The location is not ideal; it is still 2,500 kilometers to a station just off the Musandam Peninsula, and the Bab al-Mandab is a known choke point. Unless the Dolphins were dispatched only for a quick strike, basing in the Dahlaks would require at-sea refueling capability. Diplomatically, the situation is fragile. The Archipelago redounded to Eritrea when the civil war with Ethiopia ended, but Asmara and Addis Ababa still are at loggerheads—leaving Israel caught in the middle, and vulnerable to pressure from both sides. If, for example, it delivers new weapons to Ethiopia, Eritrea can retaliate by complicating access to the Dahlaks. Israel is trapped, since it needs both states’ back-country borders with the Sudan to pursue its support of the anti-Muslim movements there.
Who Paid and How?
Who paid for the submarines and how also is a touchy matter. The Israelis collect or cash in, but very rarely pay. The usual suspects here are the U.S. or the Federal Republic of Germany (FRG)—which raises the collateral questions of how and why. In the early 1990s the Israelis demanded new, nuclear-capable submarines—but the U.S. is unable to supply conventional boats, since the last diesel electric submarine line was closed more than 20 years ago. Thus, a scheme was contrived where Ingalls Shipbuilding would serve as the front for moving Foreign Military Sales money—restricted in principle for expenditure in the U.S.—to Germany. Ingalls was to be the nominal prime contractor, but would subcontract the subs to Howaldtswerke-Deutsche Werft (HDW) in Kiel, thereby circumventing U.S. regulations and creating welcome jobs in the German shipbuilding industry. It is unclear what happened—even though the Israelis had lobbied successfully for the scheme and President George H.W. Bush had approved.
Germany’s Role
The German role is clear, however—albeit rife with anomalies. First, in direct contravention of its explicit restrictions on arms exports, the FRG delivered the submarines. Second, the German government paid for most or all of the bareboat costs.
Germany’s applicable constraints on exports are unusually precise for diplomatic documents:
“Respect for human rights…is a key factor” in the granting of licences. Israel’s unsavory record is voluminously documented, and the FRG recognizes not only reports by international organizations but also NGOs such as Amnesty International.
Consideration must be given to whether the recipient is “involved in armed conflict” or where “exports may stir up, perpetuate or exacerbate latent tensions and conflicts.” Facilitating the “nuclearization” of the Indian Ocean certainly applies here.

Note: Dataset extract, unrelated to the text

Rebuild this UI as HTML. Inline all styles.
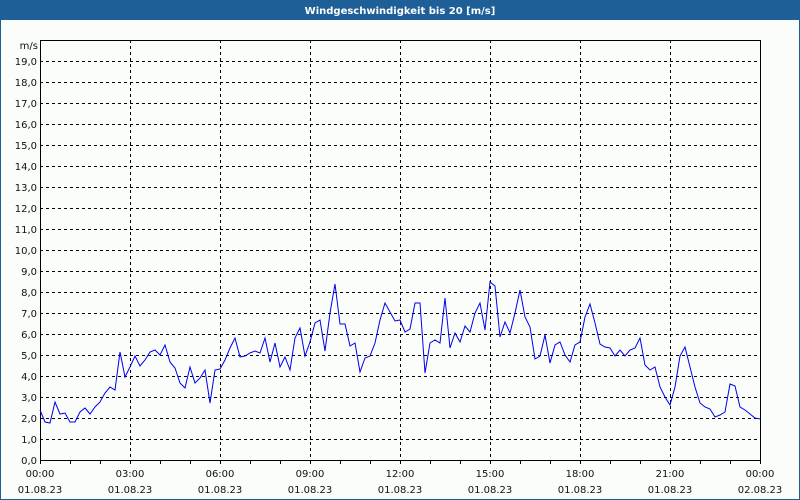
<!DOCTYPE html>
<html><head><meta charset="utf-8"><style>
body{margin:0;width:800px;height:500px;overflow:hidden;background:#fbfdfb;font-family:"DejaVu Sans","Liberation Sans",sans-serif}
svg{display:block}
text{font-family:"DejaVu Sans","Liberation Sans",sans-serif;font-size:10px;fill:#111}
</style></head><body>
<svg width="800" height="500" xmlns="http://www.w3.org/2000/svg">
<rect x="0" y="0" width="800" height="500" fill="#fbfdfb"/>
<rect x="0.5" y="0.5" width="799" height="499" fill="none" stroke="#1e5f97" stroke-width="1"/>
<rect x="0" y="0" width="800" height="20" fill="#1e5f97"/>
<text x="400" y="14" text-anchor="middle" style="fill:#fff;font-weight:bold;font-size:10px">Windgeschwindigkeit bis 20 [m/s]</text>
<g stroke="#000" stroke-width="1" stroke-dasharray="3,3" fill="none">
<path d="M40 61.5H760M40 82.5H760M40 103.5H760M40 124.5H760M40 145.5H760M40 166.5H760M40 187.5H760M40 208.5H760M40 229.5H760M40 250.5H760M40 271.5H760M40 292.5H760M40 313.5H760M40 334.5H760M40 355.5H760M40 376.5H760M40 397.5H760M40 418.5H760M40 439.5H760"/>
<path d="M130.5 40V460M220.5 40V460M310.5 40V460M400.5 40V460M490.5 40V460M580.5 40V460M670.5 40V460"/>
</g>
<rect x="40.5" y="40.5" width="720" height="420" fill="none" stroke="#000" stroke-width="1"/>
<g stroke="#000" stroke-width="1">
<path d="M40.5 460v4M70.5 460v4M100.5 460v4M130.5 460v4M160.5 460v4M190.5 460v4M220.5 460v4M250.5 460v4M280.5 460v4M310.5 460v4M340.5 460v4M370.5 460v4M400.5 460v4M430.5 460v4M460.5 460v4M490.5 460v4M520.5 460v4M550.5 460v4M580.5 460v4M610.5 460v4M640.5 460v4M670.5 460v4M700.5 460v4M730.5 460v4M760.5 460v4"/>
</g>
<polyline fill="none" stroke="#0000ee" stroke-width="1" points="40,410 45,422 50,423 55,402 60,414 65,413 70,422 75,422 80,412 85,408 90,414 95,407 100,402 105,393 110,387 115,390 120,352 125,377 130,367 135,356 140,366 145,360 150,352 155,350 160,355 165,345 170,362 175,368 180,383 185,388 190,367 195,383 200,378 205,370 210,403 215,370 220,369 225,360 230,348 235,338 240,357 245,356 250,353 255,351 260,353 265,338 270,362 275,343 280,367 285,357 290,370 295,338 300,328 305,356 310,342 315,323 320,320 325,351 330,313 335,284 340,324 345,324 350,346 355,343 360,372 365,358 370,356 375,343 380,320 385,303 390,312 395,321 400,320 405,332 410,329 415,303 420,303 425,373 430,343 435,340 440,343 445,298 450,348 455,333 460,342 465,326 470,332 475,313 480,303 485,330 490,282 495,286 500,337 505,322 510,333 515,313 520,290 525,317 530,327 535,359 540,356 545,335 550,363 555,345 560,342 565,355 570,362 575,345 580,342 585,317 590,304 595,323 600,344 605,347 610,348 615,356 620,350 625,356 630,350 635,348 640,338 645,365 650,370 655,367 660,387 665,397 670,405 675,387 680,356 685,347 690,367 695,387 700,403 705,407 710,409 715,417 720,415 725,412 730,384 735,386 740,407 745,410 750,414 755,418 760,419"/>
<g text-anchor="end">
<text x="38" y="49">m/s</text>
<text x="37" y="65">19,0</text><text x="37" y="86">18,0</text><text x="37" y="107">17,0</text><text x="37" y="128">16,0</text><text x="37" y="149">15,0</text><text x="37" y="170">14,0</text><text x="37" y="191">13,0</text><text x="37" y="212">12,0</text><text x="37" y="233">11,0</text><text x="37" y="254">10,0</text><text x="37" y="275">9,0</text><text x="37" y="296">8,0</text><text x="37" y="317">7,0</text><text x="37" y="338">6,0</text><text x="37" y="359">5,0</text><text x="37" y="380">4,0</text><text x="37" y="401">3,0</text><text x="37" y="422">2,0</text><text x="37" y="443">1,0</text><text x="37" y="464">0,0</text>
</g>
<g text-anchor="middle">
<text x="40" y="477">00:00</text><text x="40" y="493">01.08.23</text>
<text x="130" y="477">03:00</text><text x="130" y="493">01.08.23</text>
<text x="220" y="477">06:00</text><text x="220" y="493">01.08.23</text>
<text x="310" y="477">09:00</text><text x="310" y="493">01.08.23</text>
<text x="400" y="477">12:00</text><text x="400" y="493">01.08.23</text>
<text x="490" y="477">15:00</text><text x="490" y="493">01.08.23</text>
<text x="580" y="477">18:00</text><text x="580" y="493">01.08.23</text>
<text x="670" y="477">21:00</text><text x="670" y="493">01.08.23</text>
<text x="760" y="477">00:00</text><text x="760" y="493">02.08.23</text>
</g>
</svg>
</body></html>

It must be weighed whether the recipient country “complies with international obligations” concerning the use of force and international humanitarian law. Israel’s history of flouting the Geneva Conventions is no less well documented.
The recipient shall have “assumed obligations in the area of non-proliferation.” Here, too, Israel fails the test. The restrictions are not theoretical. They are often enforced, so that exceptions are all the more egregious. Germany actually does refuse sales to certain countries—even when they are capable of paying—which highlights the extraordinary circumstances of the gift of nuclear-capable Dolphins to Israel. The Saudis, for example, for many years persistently tried to buy—and pay for—Leopard tanks from Germany, and German governments no less persistently spurned the propositions. Indicating a quasi-consistency, Berlin has agreed to sell Turkey submarines—but not tanks or other armor, which, it notes, could be used for internal repression.
The principles have been carried one step further: despite urging from Washington, which has decided to promote greater defense capability for Taiwan, Germany refuses to sell submarines to Taiwan, citing the labile political situation. Here other forces may be at play. According to the FRG policy statement “Labor policy considerations must not be a decisive factor.” Jane’s, however,opined that Germany’s Ministry of Economy seriously feared trade reprisals from Beijing if it sold eight top-of-the-line subs to Taiwan.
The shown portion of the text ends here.